たとえば「この問題が分からないので教えてください」みたいなことを言われたとしよう。こういうときは大体、基礎的な問題であることが多いのが常である。すると聞かれた方は
\begin{enumerate}
\item[\textbf{松)}] これは△△を使う問題だね。△△はこういうことだから、ああしてこうすれば答は〇〇になるね。
\item[\textbf{竹)}] どれどれ。(暗算をして)答は〇〇だね。
\item[\textbf{梅)}] 教科書の例題を見れば解けるだろう。同じようにやりなさい。
\end{enumerate}
みたいな対応に分かれるかもしれない。あなたが「数学得意さん」だったらどうします?

\textbf{松}対応は親切でよいと思えるし、\textbf{梅}対応は冷たい感じがするね。でも、そうなんだろうか。
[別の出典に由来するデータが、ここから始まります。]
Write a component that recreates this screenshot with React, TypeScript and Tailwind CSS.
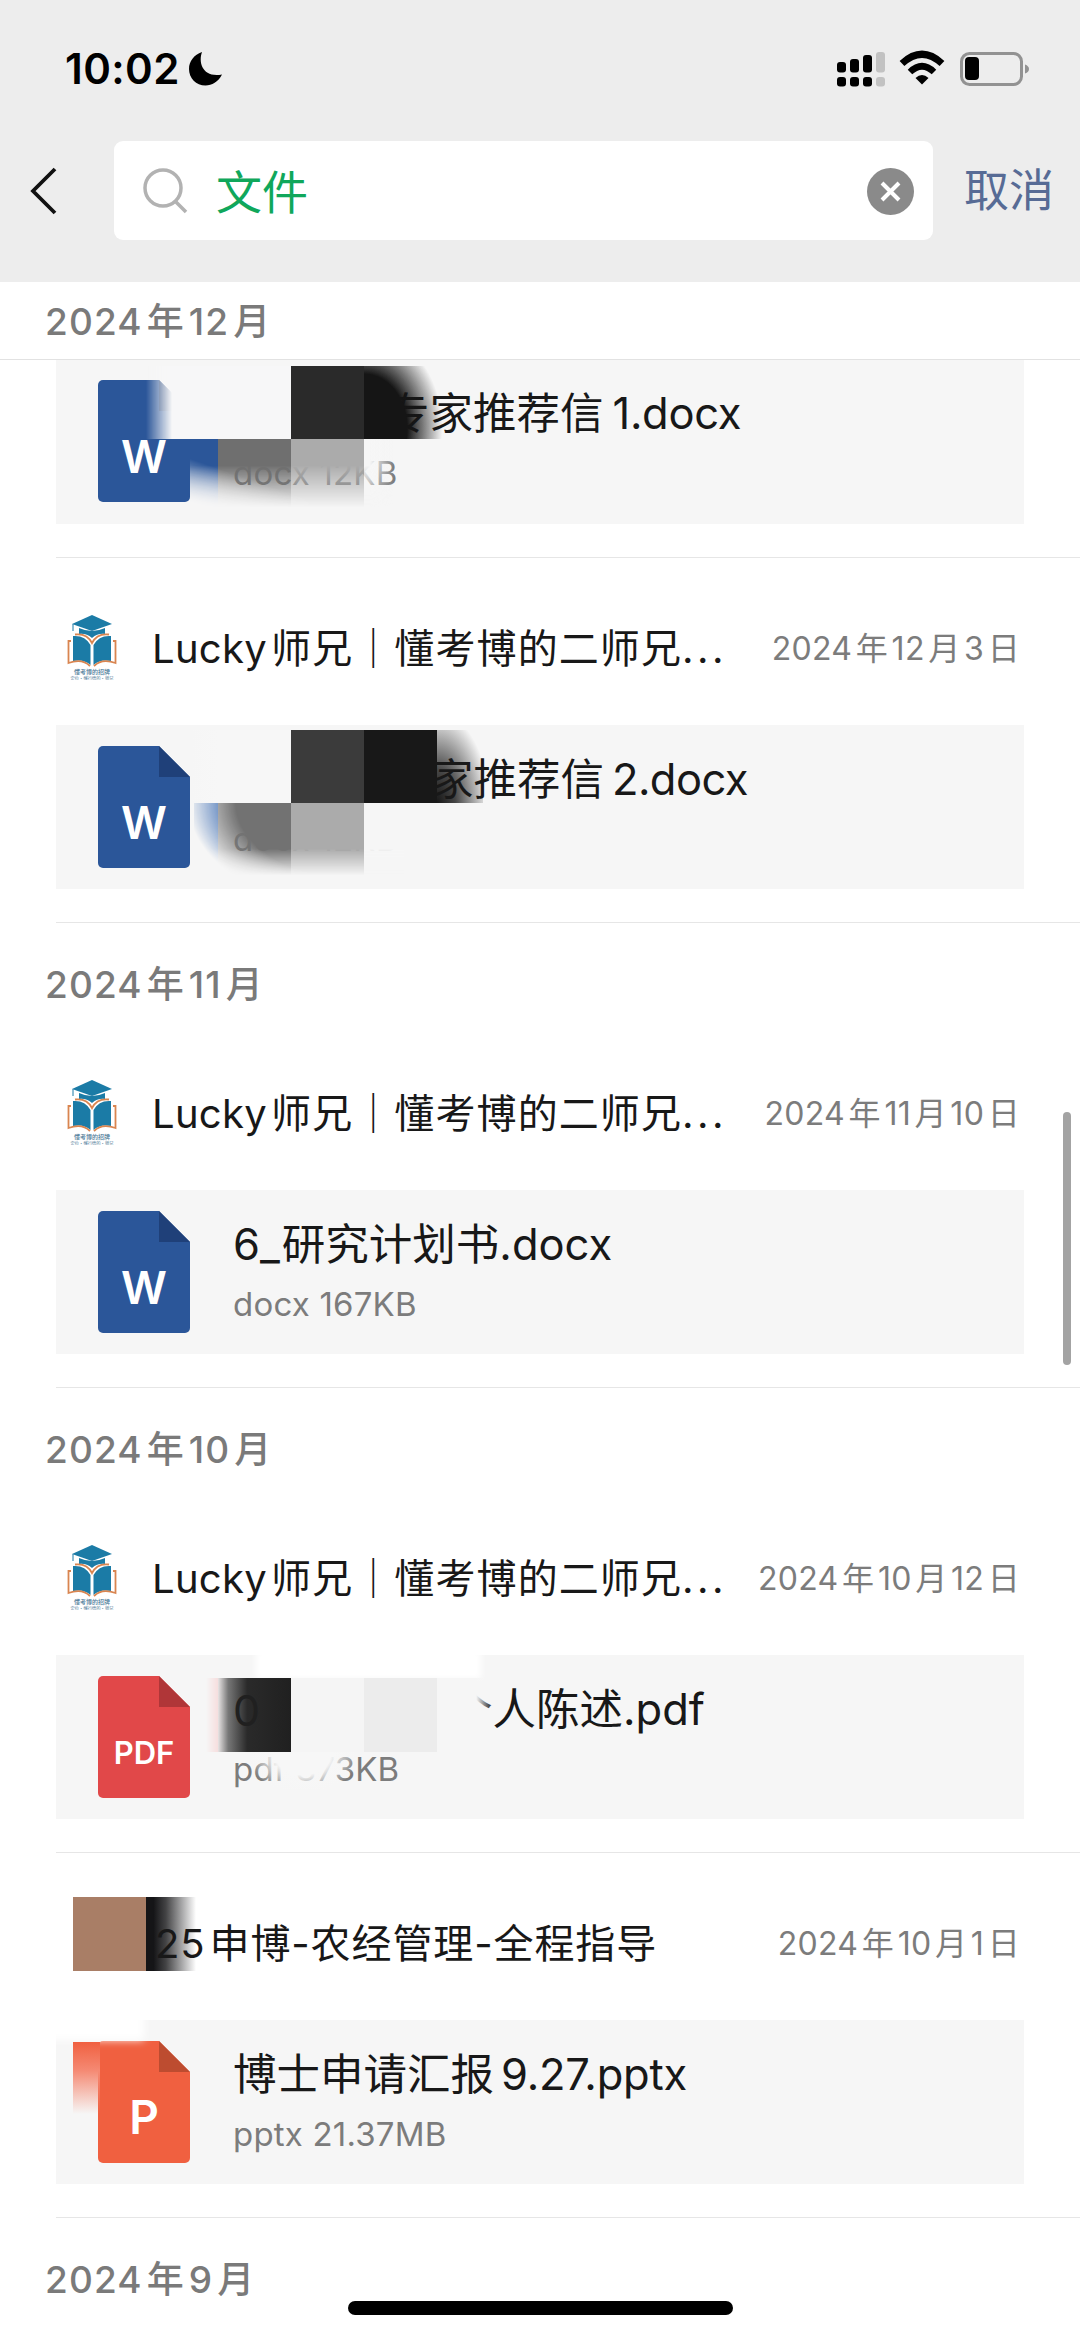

質問する側は何を望んでいるのだろう。もし彼女または彼が、数学は絶望的にできないし嫌いだし、でもこの問題は宿題かなんかでやらなくちゃならないのなら、\textbf{竹}対応で苦しみから解放してあげるのがよいのではないか? もし、数学は苦手なんだけど、受験かなんかで自分でできるようになりたいと思っているなら、\textbf{松}対応で理解させるのがよいのではないか? もし、問題は自力で解きたいけど、取っ掛かりが知りたいと考えているなら、\textbf{梅}対応で自ら解かせるのがよいのではないか?

うーむ。どれも正解でもあり不正解でもある、かな。数学の問題の解答を聞く人は$2$種類に大別されると思う。一方は数学を捨てた人で、もう一方は数学を捨ててない人だ。数学を捨てた人は答だけを知りたいんだ。要するに、いまの困難さえ乗り切れれば理屈なんて関係ないって人。そんな人に解法がどうの、例題を参考にしろだの言っても、それは馬の耳に念仏でしかない。短時間で答のみ教えてあげるのが親切ってものだろう。

数学を捨ててない人には、その人の状況に応じて\textbf{松}対応か\textbf{梅}対応をすればよい。丁寧に教えることは大事なことだからね。だよね。もし、そう思って親切に教えているなら、それは単に数学得意さんの自己満足に過ぎない。\textbf{松竹梅}のどれも根本的な解決になってないからだ。

数学が苦手な人には、ある特徴があるように思う。例を挙げるなら、
\begin{enumerate}
\item {\bfseries 定義・定理をきちんと覚えない、または理解していない。} \\
このことから、条件を無視して定理を使ったり、自分勝手に定理を拡大解釈して使ったりしてしまう。
\item {\bfseries 何でも公式や解法の型で解決しようとする。} \\
このことから、図を描いたり具体的な数値で試したりする発想が浮かばず、すぐ暗礁に乗り上げてしまう。
\item {\bfseries 具体例(特殊例)を試しても推論(一般例)をしない。} \\
このことから、特殊例だけが無駄に積み上がり、道筋を見えなくしてしまう。
\item {\bfseries 問題集を何周も繰り返して身につけようとする。} \\
このことから、問題の骨格(解法の仕組み)ではなく、問題の文章だけ記憶に残ってしまう。
\end{enumerate}
と、枚挙にいとまがない。

親切な指導というのは、上に挙げたことを修正してあげることである。そのためには、
\begin{enumerate}
\item 定義・定理をきちんと理解するために、単元の学習途中にときどき定義・定理を振り返ること。
\item 何の問題か一瞬で判断できないときは、まず、図などを描く習慣をつけること。
\item ある特殊例から一般例へつながらないとしても、切り替えて別の特殊例を試すこと。
\item 問題集の周回は悪い方法ではない。解法の仕組みを身につけるように繰り返すこと。
\end{enumerate}
のようなことを注意するとよいだろう。

ただ、こういうことは人一倍努力しないといけないので大変である。単に数学を捨ててないというだけで、これだけのことができるかは疑わしい。だから皆、数学を捨てることに抵抗しないんだよね。ちなみに``人一倍''の努力って、``$人間\times1$''の努力と感じたら大間違い。人ってのは、普段は自分にある能力の半分も努力してないと思うよ。でも、昔から言われている「人一倍」は「人を一人追加」する意味らしい。てことは、二人分の努力をしなくちゃならないのだから、並大抵ではないね。